» REQUIREMENTS:
Leave out the images and repeat the listing below without a single change.

» SUPPLIED MATERIAL:
______________________________
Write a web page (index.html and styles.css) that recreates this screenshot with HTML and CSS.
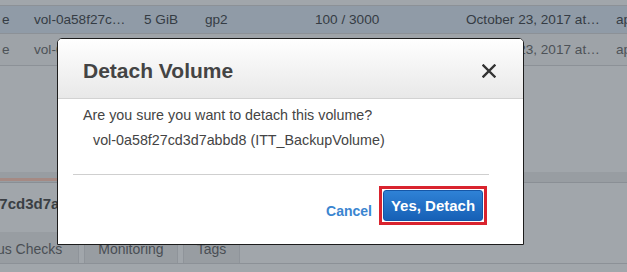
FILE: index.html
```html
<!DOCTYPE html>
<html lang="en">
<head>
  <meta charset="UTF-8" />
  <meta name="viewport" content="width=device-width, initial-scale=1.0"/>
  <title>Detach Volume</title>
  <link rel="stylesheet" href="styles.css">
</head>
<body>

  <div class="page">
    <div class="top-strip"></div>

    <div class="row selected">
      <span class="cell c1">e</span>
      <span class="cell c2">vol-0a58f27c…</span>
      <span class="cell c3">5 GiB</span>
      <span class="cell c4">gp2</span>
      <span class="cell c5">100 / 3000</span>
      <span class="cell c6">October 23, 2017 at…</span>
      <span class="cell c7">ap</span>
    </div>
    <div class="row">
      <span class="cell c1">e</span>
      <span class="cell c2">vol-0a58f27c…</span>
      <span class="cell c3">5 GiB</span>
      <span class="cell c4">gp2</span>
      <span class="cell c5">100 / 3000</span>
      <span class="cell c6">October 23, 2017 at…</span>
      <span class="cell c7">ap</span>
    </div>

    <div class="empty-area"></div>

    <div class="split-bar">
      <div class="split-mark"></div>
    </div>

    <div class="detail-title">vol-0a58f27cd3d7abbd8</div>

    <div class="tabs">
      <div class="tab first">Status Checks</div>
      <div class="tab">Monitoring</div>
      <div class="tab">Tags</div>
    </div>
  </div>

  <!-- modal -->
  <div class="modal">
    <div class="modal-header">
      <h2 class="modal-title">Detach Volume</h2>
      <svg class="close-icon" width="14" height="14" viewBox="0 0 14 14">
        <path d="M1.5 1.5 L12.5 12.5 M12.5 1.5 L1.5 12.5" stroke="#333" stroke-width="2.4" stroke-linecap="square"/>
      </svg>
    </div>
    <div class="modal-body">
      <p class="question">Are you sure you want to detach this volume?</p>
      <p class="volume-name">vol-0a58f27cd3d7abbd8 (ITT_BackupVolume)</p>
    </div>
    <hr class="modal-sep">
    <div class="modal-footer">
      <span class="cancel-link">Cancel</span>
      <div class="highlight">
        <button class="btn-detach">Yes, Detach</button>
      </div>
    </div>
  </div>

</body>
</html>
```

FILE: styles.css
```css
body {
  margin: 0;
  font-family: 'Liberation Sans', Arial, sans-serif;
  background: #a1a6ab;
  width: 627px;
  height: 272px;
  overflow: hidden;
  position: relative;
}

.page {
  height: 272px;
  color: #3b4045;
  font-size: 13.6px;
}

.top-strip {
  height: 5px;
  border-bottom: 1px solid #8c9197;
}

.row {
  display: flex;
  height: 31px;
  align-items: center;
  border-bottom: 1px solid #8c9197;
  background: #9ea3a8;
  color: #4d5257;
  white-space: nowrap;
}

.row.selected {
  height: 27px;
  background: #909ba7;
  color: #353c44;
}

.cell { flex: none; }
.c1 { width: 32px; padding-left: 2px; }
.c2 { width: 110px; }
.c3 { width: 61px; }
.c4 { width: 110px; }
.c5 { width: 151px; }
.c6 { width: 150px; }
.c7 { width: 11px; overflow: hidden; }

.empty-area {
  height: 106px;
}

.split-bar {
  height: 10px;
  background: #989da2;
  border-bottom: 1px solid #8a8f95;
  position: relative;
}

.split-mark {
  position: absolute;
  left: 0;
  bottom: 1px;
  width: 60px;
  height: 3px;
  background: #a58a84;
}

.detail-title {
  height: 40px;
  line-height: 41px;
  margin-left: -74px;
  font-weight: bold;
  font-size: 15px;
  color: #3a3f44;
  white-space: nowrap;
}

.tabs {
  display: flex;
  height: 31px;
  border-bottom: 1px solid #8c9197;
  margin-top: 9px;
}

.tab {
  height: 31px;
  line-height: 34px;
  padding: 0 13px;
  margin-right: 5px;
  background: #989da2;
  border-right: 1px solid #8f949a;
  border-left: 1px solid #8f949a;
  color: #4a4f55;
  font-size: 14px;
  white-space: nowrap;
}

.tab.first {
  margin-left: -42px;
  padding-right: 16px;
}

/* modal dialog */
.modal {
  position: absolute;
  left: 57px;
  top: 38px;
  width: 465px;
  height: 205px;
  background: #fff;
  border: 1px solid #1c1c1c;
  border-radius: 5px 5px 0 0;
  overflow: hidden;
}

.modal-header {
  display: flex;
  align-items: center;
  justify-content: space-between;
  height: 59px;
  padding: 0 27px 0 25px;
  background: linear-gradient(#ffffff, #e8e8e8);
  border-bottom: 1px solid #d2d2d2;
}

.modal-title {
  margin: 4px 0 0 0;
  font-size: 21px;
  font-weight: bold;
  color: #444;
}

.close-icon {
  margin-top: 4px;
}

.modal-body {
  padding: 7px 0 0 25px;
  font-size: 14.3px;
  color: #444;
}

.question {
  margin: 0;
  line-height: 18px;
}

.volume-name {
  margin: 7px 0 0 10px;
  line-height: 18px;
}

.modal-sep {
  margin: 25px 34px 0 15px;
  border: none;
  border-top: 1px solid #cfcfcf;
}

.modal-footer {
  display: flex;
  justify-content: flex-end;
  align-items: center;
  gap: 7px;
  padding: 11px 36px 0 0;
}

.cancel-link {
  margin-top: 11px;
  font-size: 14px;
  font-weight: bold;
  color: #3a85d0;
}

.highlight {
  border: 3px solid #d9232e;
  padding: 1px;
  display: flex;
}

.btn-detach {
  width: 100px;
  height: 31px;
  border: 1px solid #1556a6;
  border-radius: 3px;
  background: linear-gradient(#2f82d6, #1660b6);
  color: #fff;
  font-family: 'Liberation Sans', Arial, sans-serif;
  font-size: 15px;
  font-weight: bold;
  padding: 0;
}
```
______________________________
» WRITTEN ANSWER:
Write a web page (index.html and styles.css) that recreates this screenshot with HTML and CSS.
FILE: index.html
```html
<!DOCTYPE html>
<html lang="en">
<head>
  <meta charset="UTF-8" />
  <meta name="viewport" content="width=device-width, initial-scale=1.0"/>
  <title>Detach Volume</title>
  <link rel="stylesheet" href="styles.css">
</head>
<body>

  <div class="page">
    <div class="top-strip"></div>

    <div class="row selected">
      <span class="cell c1">e</span>
      <span class="cell c2">vol-0a58f27c…</span>
      <span class="cell c3">5 GiB</span>
      <span class="cell c4">gp2</span>
      <span class="cell c5">100 / 3000</span>
      <span class="cell c6">October 23, 2017 at…</span>
      <span class="cell c7">ap</span>
    </div>
    <div class="row">
      <span class="cell c1">e</span>
      <span class="cell c2">vol-0a58f27c…</span>
      <span class="cell c3">5 GiB</span>
      <span class="cell c4">gp2</span>
      <span class="cell c5">100 / 3000</span>
      <span class="cell c6">October 23, 2017 at…</span>
      <span class="cell c7">ap</span>
    </div>

    <div class="empty-area"></div>

    <div class="split-bar">
      <div class="split-mark"></div>
    </div>

    <div class="detail-title">vol-0a58f27cd3d7abbd8</div>

    <div class="tabs">
      <div class="tab first">Status Checks</div>
      <div class="tab">Monitoring</div>
      <div class="tab">Tags</div>
    </div>
  </div>

  <!-- modal -->
  <div class="modal">
    <div class="modal-header">
      <h2 class="modal-title">Detach Volume</h2>
      <svg class="close-icon" width="14" height="14" viewBox="0 0 14 14">
        <path d="M1.5 1.5 L12.5 12.5 M12.5 1.5 L1.5 12.5" stroke="#333" stroke-width="2.4" stroke-linecap="square"/>
      </svg>
    </div>
    <div class="modal-body">
      <p class="question">Are you sure you want to detach this volume?</p>
      <p class="volume-name">vol-0a58f27cd3d7abbd8 (ITT_BackupVolume)</p>
    </div>
    <hr class="modal-sep">
    <div class="modal-footer">
      <span class="cancel-link">Cancel</span>
      <div class="highlight">
        <button class="btn-detach">Yes, Detach</button>
      </div>
    </div>
  </div>

</body>
</html>
```

FILE: styles.css
```css
body {
  margin: 0;
  font-family: 'Liberation Sans', Arial, sans-serif;
  background: #a1a6ab;
  width: 627px;
  height: 272px;
  overflow: hidden;
  position: relative;
}

.page {
  height: 272px;
  color: #3b4045;
  font-size: 13.6px;
}

.top-strip {
  height: 5px;
  border-bottom: 1px solid #8c9197;
}

.row {
  display: flex;
  height: 31px;
  align-items: center;
  border-bottom: 1px solid #8c9197;
  background: #9ea3a8;
  color: #4d5257;
  white-space: nowrap;
}

.row.selected {
  height: 27px;
  background: #909ba7;
  color: #353c44;
}

.cell { flex: none; }
.c1 { width: 32px; padding-left: 2px; }
.c2 { width: 110px; }
.c3 { width: 61px; }
.c4 { width: 110px; }
.c5 { width: 151px; }
.c6 { width: 150px; }
.c7 { width: 11px; overflow: hidden; }

.empty-area {
  height: 106px;
}

.split-bar {
  height: 10px;
  background: #989da2;
  border-bottom: 1px solid #8a8f95;
  position: relative;
}

.split-mark {
  position: absolute;
  left: 0;
  bottom: 1px;
  width: 60px;
  height: 3px;
  background: #a58a84;
}

.detail-title {
  height: 40px;
  line-height: 41px;
  margin-left: -74px;
  font-weight: bold;
  font-size: 15px;
  color: #3a3f44;
  white-space: nowrap;
}

.tabs {
  display: flex;
  height: 31px;
  border-bottom: 1px solid #8c9197;
  margin-top: 9px;
}

.tab {
  height: 31px;
  line-height: 34px;
  padding: 0 13px;
  margin-right: 5px;
  background: #989da2;
  border-right: 1px solid #8f949a;
  border-left: 1px solid #8f949a;
  color: #4a4f55;
  font-size: 14px;
  white-space: nowrap;
}

.tab.first {
  margin-left: -42px;
  padding-right: 16px;
}

/* modal dialog */
.modal {
  position: absolute;
  left: 57px;
  top: 38px;
  width: 465px;
  height: 205px;
  background: #fff;
  border: 1px solid #1c1c1c;
  border-radius: 5px 5px 0 0;
  overflow: hidden;
}

.modal-header {
  display: flex;
  align-items: center;
  justify-content: space-between;
  height: 59px;
  padding: 0 27px 0 25px;
  background: linear-gradient(#ffffff, #e8e8e8);
  border-bottom: 1px solid #d2d2d2;
}

.modal-title {
  margin: 4px 0 0 0;
  font-size: 21px;
  font-weight: bold;
  color: #444;
}

.close-icon {
  margin-top: 4px;
}

.modal-body {
  padding: 7px 0 0 25px;
  font-size: 14.3px;
  color: #444;
}

.question {
  margin: 0;
  line-height: 18px;
}

.volume-name {
  margin: 7px 0 0 10px;
  line-height: 18px;
}

.modal-sep {
  margin: 25px 34px 0 15px;
  border: none;
  border-top: 1px solid #cfcfcf;
}

.modal-footer {
  display: flex;
  justify-content: flex-end;
  align-items: center;
  gap: 7px;
  padding: 11px 36px 0 0;
}

.cancel-link {
  margin-top: 11px;
  font-size: 14px;
  font-weight: bold;
  color: #3a85d0;
}

.highlight {
  border: 3px solid #d9232e;
  padding: 1px;
  display: flex;
}

.btn-detach {
  width: 100px;
  height: 31px;
  border: 1px solid #1556a6;
  border-radius: 3px;
  background: linear-gradient(#2f82d6, #1660b6);
  color: #fff;
  font-family: 'Liberation Sans', Arial, sans-serif;
  font-size: 15px;
  font-weight: bold;
  padding: 0;
}
```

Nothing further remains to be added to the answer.